Imagine you go to a place where the people believe in so many gods that is difficult to keep track of them all, where some of them have an elephant face and others might have several arms, where people eat their food with their hands (right hand ONLY), where some rivers are viewed as a place where you throw trash and some rivers are sacred and people bathe in them post cremation.
A place where it is considered normal when men hold hands on the streets; a place so poor that people don’t have money to buy shoes, but at the same time they put food on altars every morning for the the gods which will never be eaten by themselves. A place where cows are sacred and if you kill one, you go to jail; where some people have a symbol drawn on their face indicating what position in society they belong to. This place is called Nepal it is right here on Earth and it has hard to believe that these customs have been around for more than 3,000 years making it a lot older than most or all our traditional western way of life.
Nepal is a landlocked country, is about the size of the US state of Michigan and sits right in the middle of the two largest populous countries is the world. Over the centuries it has been an area of a lot of trade and commerce due to its privileged location between China and India. Because of its geography and trading history Nepal has more than 100 identified ethnic groups and more than 90 different languages are spoken in the country. As we walked around the cities and villages during our 25 days in Nepal, we could see a big mix of races and, in our opinion, this made the people have a more attractive look when compared to its neighboring countries. This seems to be a pattern in countries where more miscegenation happened.
A little more than half of Nepal’s 27 million are illiterate and about the same number live in rural areas. The social and economic indicators make Nepal one of the worst countries to be born and on of the poorest countries in the world. These are sad numbers for such good people. We could begin to appreciate how nice and humble people were as we moved away from the urban centers. We also could see how hard it is to live in poverty, the lack of sanitation (I could write an entire blog post about this) and grueling work in the rural fields . At the same time it was amazing to wake up every day to have the tallest mountains on Earth around you and so many differently landscapes. Nepal has quite the scenery package: jungles, 8 of the 10 tallest peaks in the world, numerous fresh water rivers some of which were raftable, heavily wooded forests, and glaciers.

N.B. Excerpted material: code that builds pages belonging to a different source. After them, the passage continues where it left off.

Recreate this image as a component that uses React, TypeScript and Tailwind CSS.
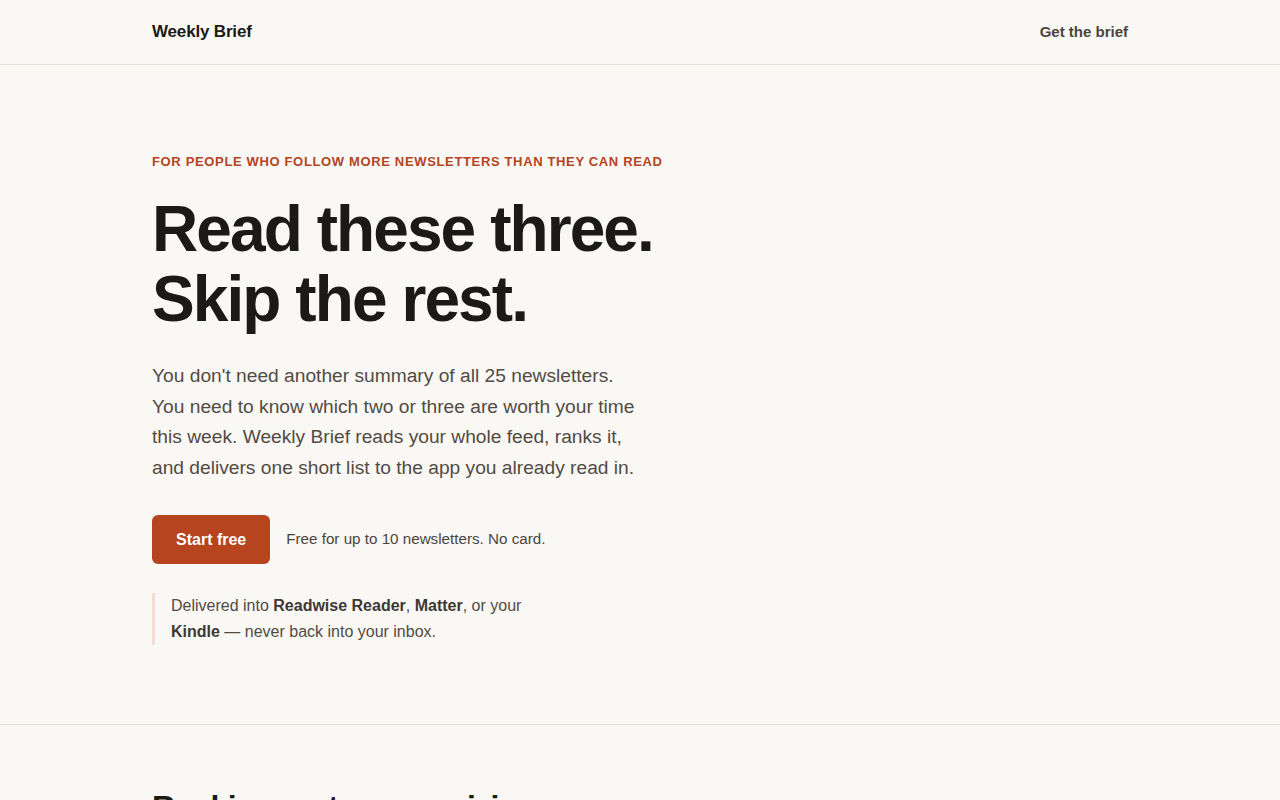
export default function App() {
  return (
    <div
      className="min-h-screen bg-[#faf8f4] text-[#1c1a17]"
      style={{ fontFamily: '"Liberation Sans", Arial, sans-serif' }}
    >
      {/* header */}
      <header className="border-b border-[#e6e2db]">
        <div className="mx-auto flex h-16 max-w-5xl items-center justify-between px-6">
          <a href="#" className="text-[17px] font-bold tracking-[-0.01em] text-[#1c1a17]">
            Weekly Brief
          </a>
          <a href="#" className="text-[15px] font-bold text-[#4a4540]">
            Get the brief
          </a>
        </div>
      </header>

      {/* hero */}
      <section className="border-b border-[#e6e2db]">
        <div className="mx-auto max-w-5xl px-6 pt-[89px] pb-[79px]">
          <p className="mb-6 text-[13px] leading-4 font-bold tracking-[0.05em] text-[#b5441f] uppercase">
            For people who follow more newsletters than they can read
          </p>
          <h1 className="mb-[26px] text-[64px] leading-[1.1] font-bold tracking-[-0.03em] text-[#1c1a17]">
            Read these three.
            <br />
            Skip the rest.
          </h1>
          <p className="max-w-[496px] text-[19.2px] leading-[1.6] text-[#524b44]">
            You don't need another summary of all 25 newsletters. You need to know which two or
            three are worth your time this week. Weekly Brief reads your whole feed, ranks it, and
            delivers one short list to the app you already read in.
          </p>

          <div className="mt-[31px] flex items-center gap-4">
            <a
              href="#"
              className="rounded-md bg-[#b5441f] px-6 py-3 text-base leading-[25px] font-bold text-white"
            >
              Start free
            </a>
            <span className="pt-px text-[15.2px] text-[#4a4540]">Free for up to 10 newsletters. No card.</span>
          </div>

          <p className="mt-[29px] max-w-sm border-l-[3px] border-[#f2dcd4] pl-4 text-base leading-[1.625] text-[#524b44]">
            Delivered into <strong className="font-bold text-[#3d3833]">Readwise Reader</strong>,{" "}
            <strong className="font-bold text-[#3d3833]">Matter</strong>, or your{" "}
            <strong className="font-bold text-[#3d3833]">Kindle</strong> — never back into your inbox.
          </p>
        </div>
      </section>

      {/* next section */}
      <section>
        <div className="mx-auto max-w-5xl px-6 pt-16 pb-20">
          <h2 className="text-[32px] leading-[1.15] font-bold tracking-[-0.02em] text-[#1c1a17]">
            Ranking, not summarizing.
          </h2>
        </div>
      </section>
    </div>
  );
}
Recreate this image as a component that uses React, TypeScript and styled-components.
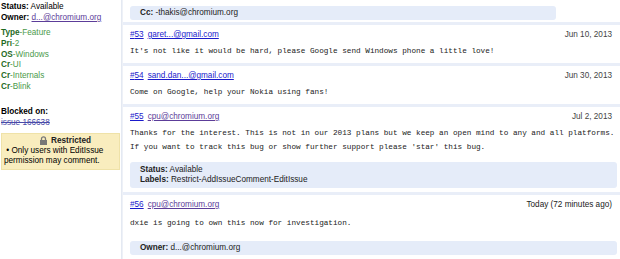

Nepal has proportionally more hindus than even India, making it the the most hindu country in the world. Hinduism, considered the oldest “religion”, is really hard to grasp completely for the average non Hindu ; we decided to just observe how much this is ingrained in their daily lives from very early in the morning when women come to small outdoor shrines all over the city ringing bells with offerings to the gods, or lighting candles in the temples, or offering tikkas (that red dot on someones forehead) to family members. It is fascinating to watch how people relate with deities and superpowers in a way we were not used to see.
Also, male and female public interaction is almost non-existent in the country. Men and women rarely are seen in public talking with one another. I don’t think it’s taboo, but you just don’t see it. However, male and male interaction is constantly in front of you, especially in the cities. Even though homosexuality is somewhat accepted here, I do not believe what I was seeing is “homosexual behavior”. Men walk down the street holding hands or their arms are linked at the elbow or one guy has his arm around the other guys shoulder. It’s similar to what Jason saw in Dubai years ago with men also holding hands. It really is fascinating and quite foreign to the way we have grown up.
Traveling in Nepal after South America was a blessing (money-wise); Nepalis would say Ganesh, the remover of obstacles, had granted us some good luck. Our money went quite far as the country’s currency is called Nepali rupee and 1 US dollar will get you around 85 rupees. Nepal has two main beers: Everest and Ghorka. The one that taste the least like water is Ghorka and it cost between US$ 2-4 for a 20oz bottle . A plate of Dhal Bhat (rice and lentil soup with some curry vegetables) cost around 3 dollars and if you had chicken it was a dollar more expensive. Budget rooms in Kathamandu cost around US$ 6-10.